A student searching his name on the internet found it on Illinois’ sex offender registry for aggravated criminal sexual abuse involving luring a female to a cemetery under false pretenses in the 1990s.

“Just before the student discovered the volunteer’s status as a registered sex offender, she made arrangements with the volunteer to visit a morgue,” according to the report. “He had previously told the student that he did freelance work for funeral homes and wanted to transfer his business to the student after she graduated. The student canceled their plans to visit the morgue after she discovered that the volunteer was a registered sex offender.”

She also told administration about his status, and the district banned him.

The inspector general further recommended that the district notify all JROTC staff and students, along with female graduates affiliated with the JROTC program for the last three years. CPS asked schools with JROTC programs to notify their staff and students, but has not confirmed that it notified the graduates, according to the report.

The sex offender evaded a background check because he never went through the application process to become a CPS volunteer, which the report calls “a widespread failure.”

“The failure to ensure that he submitted to that application process with the requisite background check could not fairly be laid at the feet of any one staff member,” the report states. “… Notably, though CPS’s volunteer policy states that principals are responsible for vetting and approving volunteers, the policy does not direct CPS staff that they must get clearance from their principal prior to engaging a volunteer.”

The OIG recommended updating the volunteer policy to require principal clearance for volunteers, and the district is considering revisions, according to the report.

The report notes that the Chicago Police Department has a pending investigation, but CPD officials have not provided additional information.

In the case of the special education teacher accused of sexually assaulting the eighth-grade boy, the Illinois Department of Children and Family Services and CPD both closed investigations after the student denied that the teacher had abused him, according to the new watchdog report.
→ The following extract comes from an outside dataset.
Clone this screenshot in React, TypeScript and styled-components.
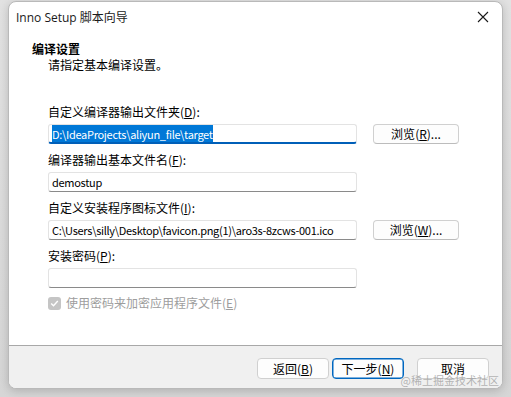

But the inspector general kept investigating and found more than 12,000 cellphone communications between the teacher and student, who then disclosed the sexual abuse, the report said.

According to the OIG, the conduct meets the state’s definition for criminal sexual assault.

“The student was not only legally unable to consent given his age, but the evidence indicated that the teacher pressured the student into having sex with her after he declined her advances,” according to the report.

The police and DCFS reopened their investigations, and the teacher was charged with three counts of sexual assault, which are pending in Cook County court, according to the report. The teacher resigned, and the Chicago Board of Education designated her ineligible for rehire. The Illinois State Board of Education also suspended her teaching license, the report states.